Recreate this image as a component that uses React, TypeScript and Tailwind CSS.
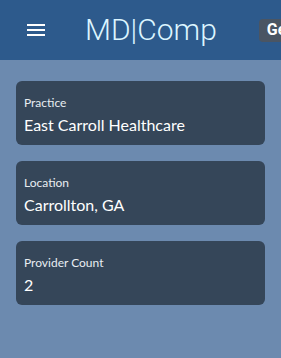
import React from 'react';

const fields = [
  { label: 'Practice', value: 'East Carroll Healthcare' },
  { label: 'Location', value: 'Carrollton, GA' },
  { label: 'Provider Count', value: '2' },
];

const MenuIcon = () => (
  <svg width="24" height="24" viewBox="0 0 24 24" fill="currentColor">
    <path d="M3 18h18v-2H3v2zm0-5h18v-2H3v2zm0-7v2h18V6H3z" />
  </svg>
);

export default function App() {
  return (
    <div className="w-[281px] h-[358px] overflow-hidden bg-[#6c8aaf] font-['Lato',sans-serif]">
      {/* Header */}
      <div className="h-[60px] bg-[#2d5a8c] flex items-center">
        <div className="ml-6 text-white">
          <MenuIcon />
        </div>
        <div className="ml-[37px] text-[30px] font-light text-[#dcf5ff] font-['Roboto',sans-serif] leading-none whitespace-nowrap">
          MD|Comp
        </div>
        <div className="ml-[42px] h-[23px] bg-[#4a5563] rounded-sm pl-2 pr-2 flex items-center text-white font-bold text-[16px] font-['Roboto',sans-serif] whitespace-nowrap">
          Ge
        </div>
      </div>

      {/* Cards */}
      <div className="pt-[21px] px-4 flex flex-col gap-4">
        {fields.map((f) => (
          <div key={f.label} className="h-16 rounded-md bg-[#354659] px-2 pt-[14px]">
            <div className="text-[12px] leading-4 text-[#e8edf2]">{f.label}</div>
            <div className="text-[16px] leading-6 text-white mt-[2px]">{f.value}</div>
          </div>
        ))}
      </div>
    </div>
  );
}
---*---
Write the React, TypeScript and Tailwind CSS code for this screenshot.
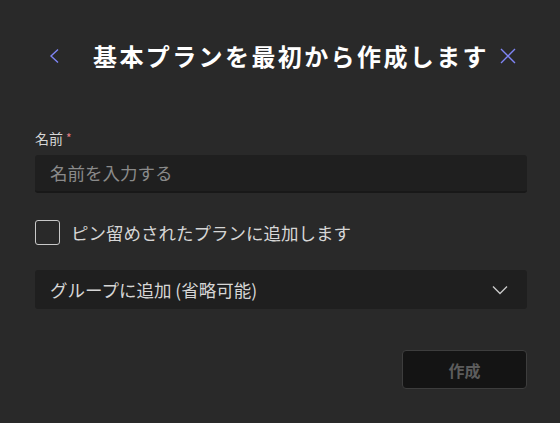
---*---
## WORK TO DO
All lines in the data that contain the word "this" should be copied.

## EXERCISE RESPONSE
Recreate this image as a component that uses React, TypeScript and Tailwind CSS.
Write the React, TypeScript and Tailwind CSS code for this screenshot.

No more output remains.